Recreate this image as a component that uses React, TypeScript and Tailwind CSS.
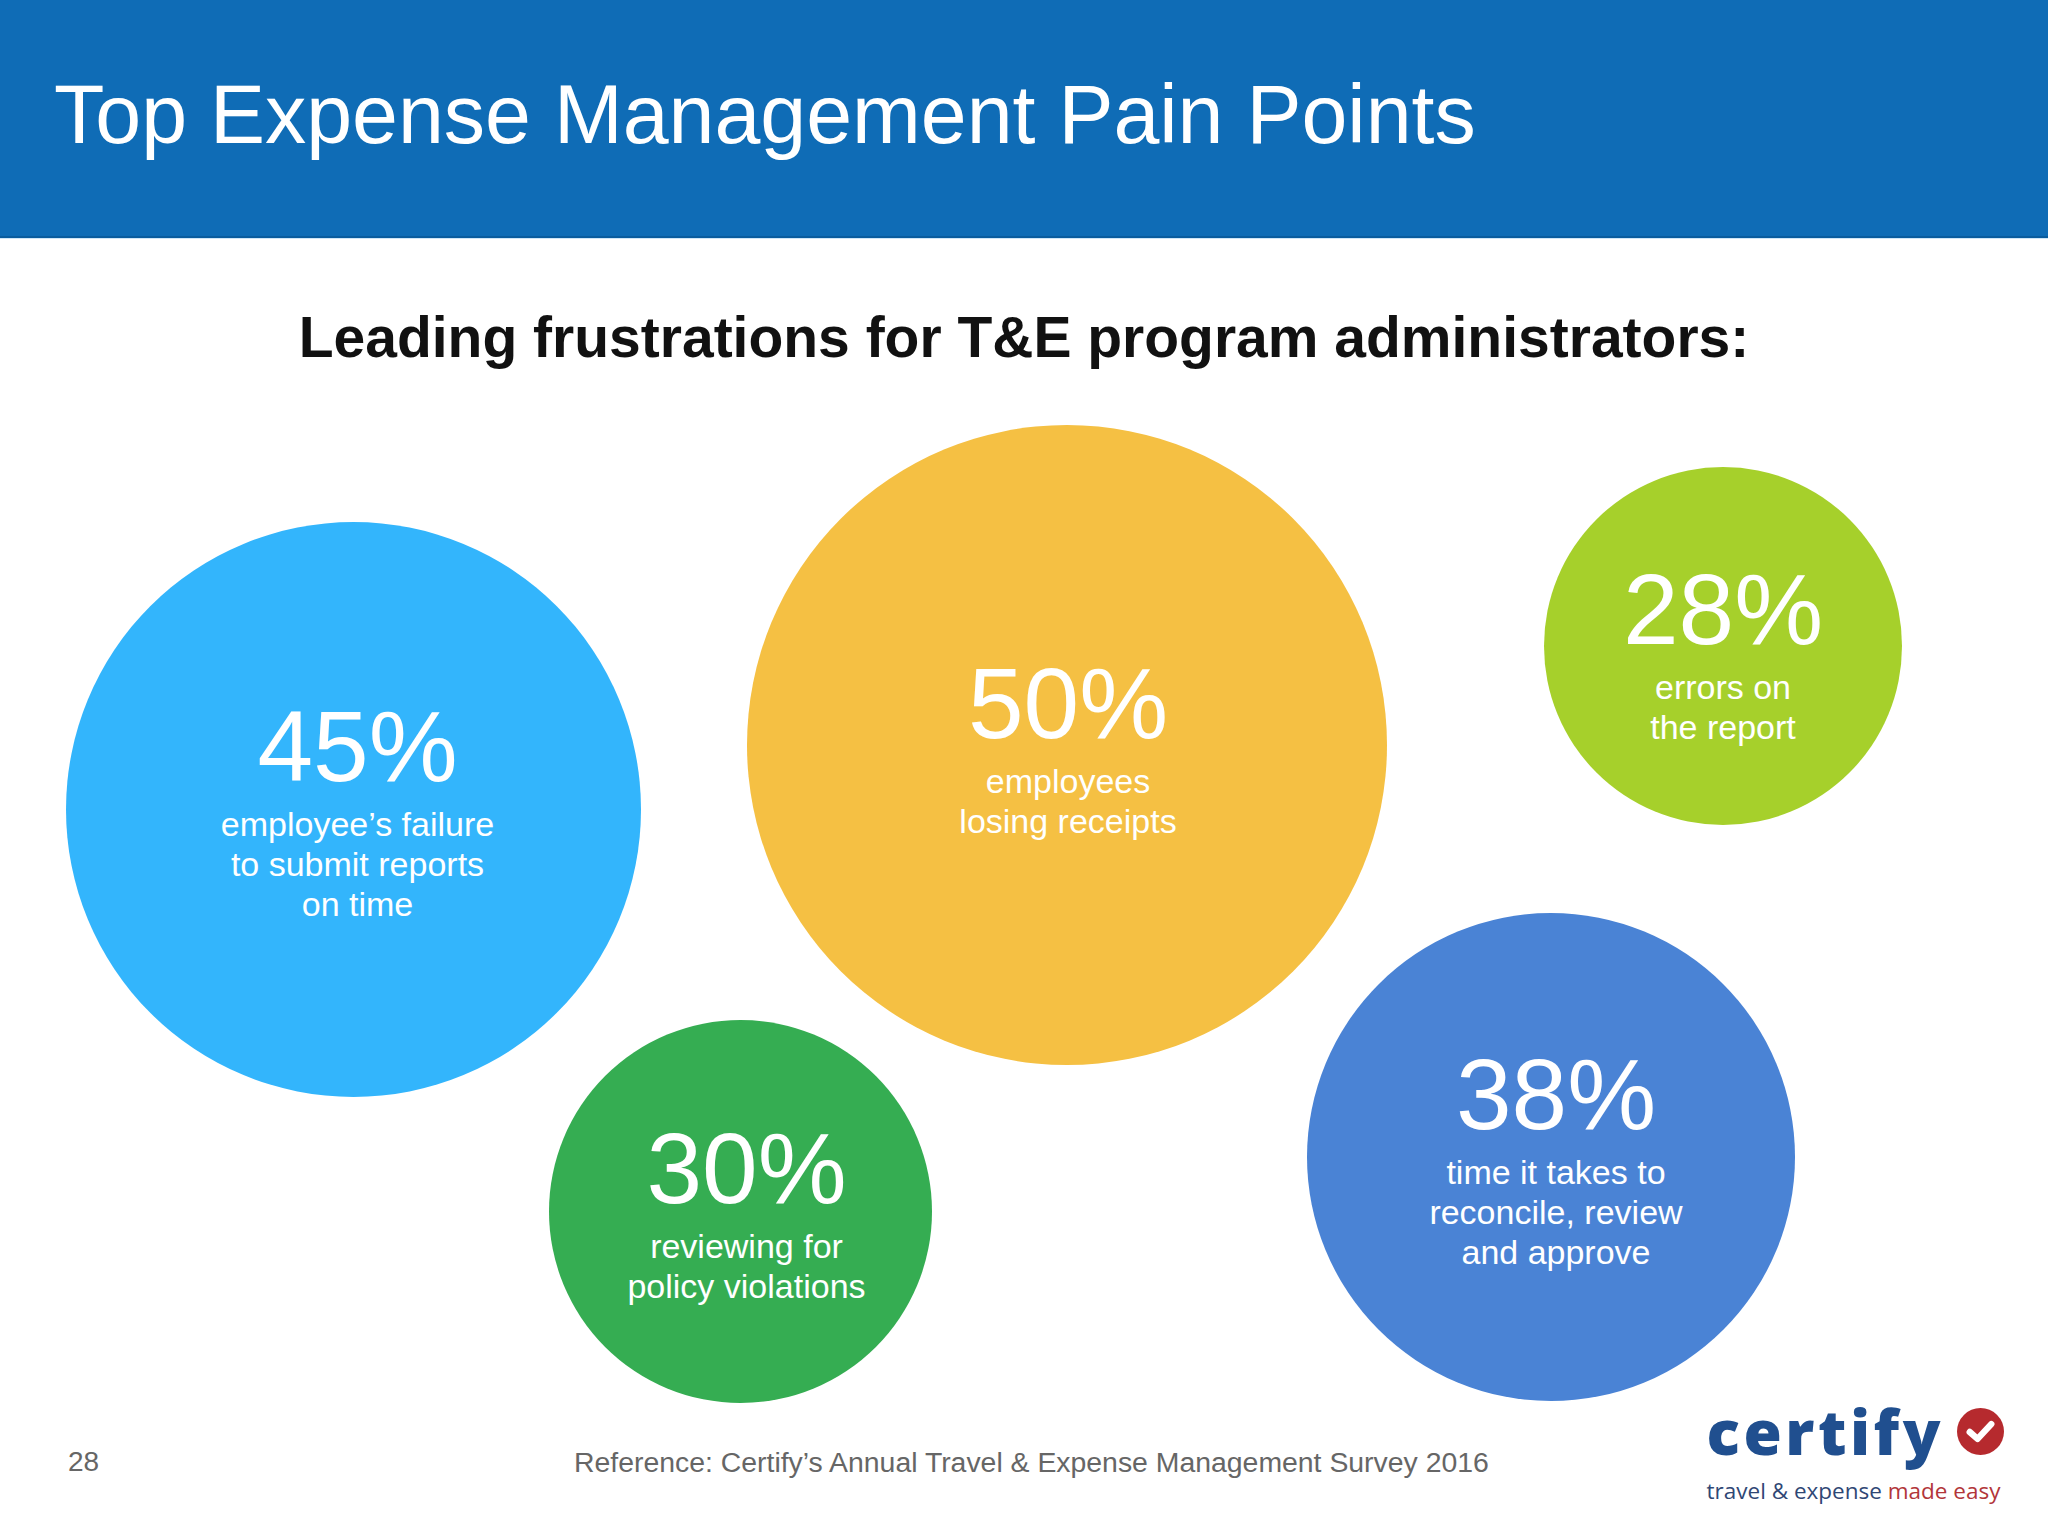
import { FC } from 'react'

type Bubble = {
  value: string
  lines: string[]
  className: string
}

// circle position + a small nudge of the text block where the slide has it off-centre
const bubbles: Bubble[] = [
  {
    value: '45%',
    lines: ['employee’s failure', 'to submit reports', 'on time'],
    className: 'left-[66px] top-[283px] size-[575px] bg-[#33b5fc] pl-[8px]',
  },
  {
    value: '50%',
    lines: ['employees', 'losing receipts'],
    className: 'left-[747px] top-[186px] size-[640px] bg-[#f5c043] pl-[2px] pt-[4px]',
  },
  {
    value: '28%',
    lines: ['errors on', 'the report'],
    className: 'left-[1544px] top-[228px] size-[358px] bg-[#a6d02b] pt-[14px]',
  },
  {
    value: '30%',
    lines: ['reviewing for', 'policy violations'],
    className: 'left-[549px] top-[781px] size-[383px] bg-[#35ad52] pl-[12px]',
  },
  {
    value: '38%',
    lines: ['time it takes to', 'reconcile, review', 'and approve'],
    className: 'left-[1307px] top-[674px] size-[488px] bg-[#4a83d5] pl-[10px] pt-[2px]',
  },
]

const StatBubble: FC<{ bubble: Bubble }> = ({ bubble }) => (
  <div
    className={`absolute flex flex-col items-center justify-center rounded-full text-center text-white ${bubble.className}`}
  >
    <div className="text-[100px] leading-none">{bubble.value}</div>
    <div className="mt-[8px] text-[34px] leading-[40px]">
      {bubble.lines.map((line) => (
        <div key={line}>{line}</div>
      ))}
    </div>
  </div>
)

const CertifyLogo: FC = () => (
  <div className="flex flex-col font-['Open_Sans',sans-serif]">
    <div className="flex items-center">
      <span className="text-[62px] font-extrabold leading-none tracking-[3.5px] text-[#204f8f]">
        certify
      </span>
      <svg className="ml-[13px] size-[47px]" viewBox="0 0 48 48">
        <circle cx="24" cy="24" r="24" fill="#b62a2e" />
        <path
          d="M13 24.5 L21 31.5 L35 16.5"
          fill="none"
          stroke="#fff"
          strokeWidth="6.5"
          strokeLinecap="round"
          strokeLinejoin="round"
        />
      </svg>
    </div>
    <div className="mt-[18px] text-[22.5px] leading-none">
      <span className="text-[#2f4775]">travel &amp; expense </span>
      <span className="text-[#b2363a]">made easy</span>
    </div>
  </div>
)

export default function App() {
  return (
    <div className="flex h-[1536px] w-[2048px] flex-col overflow-hidden bg-white font-['Liberation_Sans',Arial,sans-serif]">
      <header className="h-[238px] flex-none border-b-2 border-[#0a5c9e] bg-[#0f6cb6] pl-[54px] pt-[73px]">
        <h1 className="text-[82.5px] leading-none text-white">
          Top Expense Management Pain Points
        </h1>
      </header>
      <div className="h-px flex-none bg-[#cfe6f7]" />

      <main className="relative h-[1161px] flex-none">
        <h2 className="pt-[70px] text-center text-[57px] font-bold leading-none text-[#111]">
          Leading frustrations for T&amp;E program administrators:
        </h2>
        {bubbles.map((bubble) => (
          <StatBubble key={bubble.value} bubble={bubble} />
        ))}
      </main>

      <footer className="flex flex-auto items-start pl-[68px] pr-[44px]">
        <div className="mt-[48px] w-[506px] text-[28px] leading-none text-[#666]">
          28
        </div>
        <div className="mt-[48px] text-[28.4px] leading-none text-[#666]">
          Reference: Certify’s Annual Travel &amp; Expense Management Survey 2016
        </div>
        <div className="ml-auto">
          <CertifyLogo />
        </div>
      </footer>
    </div>
  )
}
=====
▶ [Problem details]:
Repeat the listing in full and exactly. Do not include any images.

▶ [Solved exercise]:
Recreate this image as a component that uses React, TypeScript and Tailwind CSS.
import { FC } from 'react'

type Bubble = {
  value: string
  lines: string[]
  className: string
}

// circle position + a small nudge of the text block where the slide has it off-centre
const bubbles: Bubble[] = [
  {
    value: '45%',
    lines: ['employee’s failure', 'to submit reports', 'on time'],
    className: 'left-[66px] top-[283px] size-[575px] bg-[#33b5fc] pl-[8px]',
  },
  {
    value: '50%',
    lines: ['employees', 'losing receipts'],
    className: 'left-[747px] top-[186px] size-[640px] bg-[#f5c043] pl-[2px] pt-[4px]',
  },
  {
    value: '28%',
    lines: ['errors on', 'the report'],
    className: 'left-[1544px] top-[228px] size-[358px] bg-[#a6d02b] pt-[14px]',
  },
  {
    value: '30%',
    lines: ['reviewing for', 'policy violations'],
    className: 'left-[549px] top-[781px] size-[383px] bg-[#35ad52] pl-[12px]',
  },
  {
    value: '38%',
    lines: ['time it takes to', 'reconcile, review', 'and approve'],
    className: 'left-[1307px] top-[674px] size-[488px] bg-[#4a83d5] pl-[10px] pt-[2px]',
  },
]

const StatBubble: FC<{ bubble: Bubble }> = ({ bubble }) => (
  <div
    className={`absolute flex flex-col items-center justify-center rounded-full text-center text-white ${bubble.className}`}
  >
    <div className="text-[100px] leading-none">{bubble.value}</div>
    <div className="mt-[8px] text-[34px] leading-[40px]">
      {bubble.lines.map((line) => (
        <div key={line}>{line}</div>
      ))}
    </div>
  </div>
)

const CertifyLogo: FC = () => (
  <div className="flex flex-col font-['Open_Sans',sans-serif]">
    <div className="flex items-center">
      <span className="text-[62px] font-extrabold leading-none tracking-[3.5px] text-[#204f8f]">
        certify
      </span>
      <svg className="ml-[13px] size-[47px]" viewBox="0 0 48 48">
        <circle cx="24" cy="24" r="24" fill="#b62a2e" />
        <path
          d="M13 24.5 L21 31.5 L35 16.5"
          fill="none"
          stroke="#fff"
          strokeWidth="6.5"
          strokeLinecap="round"
          strokeLinejoin="round"
        />
      </svg>
    </div>
    <div className="mt-[18px] text-[22.5px] leading-none">
      <span className="text-[#2f4775]">travel &amp; expense </span>
      <span className="text-[#b2363a]">made easy</span>
    </div>
  </div>
)

export default function App() {
  return (
    <div className="flex h-[1536px] w-[2048px] flex-col overflow-hidden bg-white font-['Liberation_Sans',Arial,sans-serif]">
      <header className="h-[238px] flex-none border-b-2 border-[#0a5c9e] bg-[#0f6cb6] pl-[54px] pt-[73px]">
        <h1 className="text-[82.5px] leading-none text-white">
          Top Expense Management Pain Points
        </h1>
      </header>
      <div className="h-px flex-none bg-[#cfe6f7]" />

      <main className="relative h-[1161px] flex-none">
        <h2 className="pt-[70px] text-center text-[57px] font-bold leading-none text-[#111]">
          Leading frustrations for T&amp;E program administrators:
        </h2>
        {bubbles.map((bubble) => (
          <StatBubble key={bubble.value} bubble={bubble} />
        ))}
      </main>

      <footer className="flex flex-auto items-start pl-[68px] pr-[44px]">
        <div className="mt-[48px] w-[506px] text-[28px] leading-none text-[#666]">
          28
        </div>
        <div className="mt-[48px] text-[28.4px] leading-none text-[#666]">
          Reference: Certify’s Annual Travel &amp; Expense Management Survey 2016
        </div>
        <div className="ml-auto">
          <CertifyLogo />
        </div>
      </footer>
    </div>
  )
}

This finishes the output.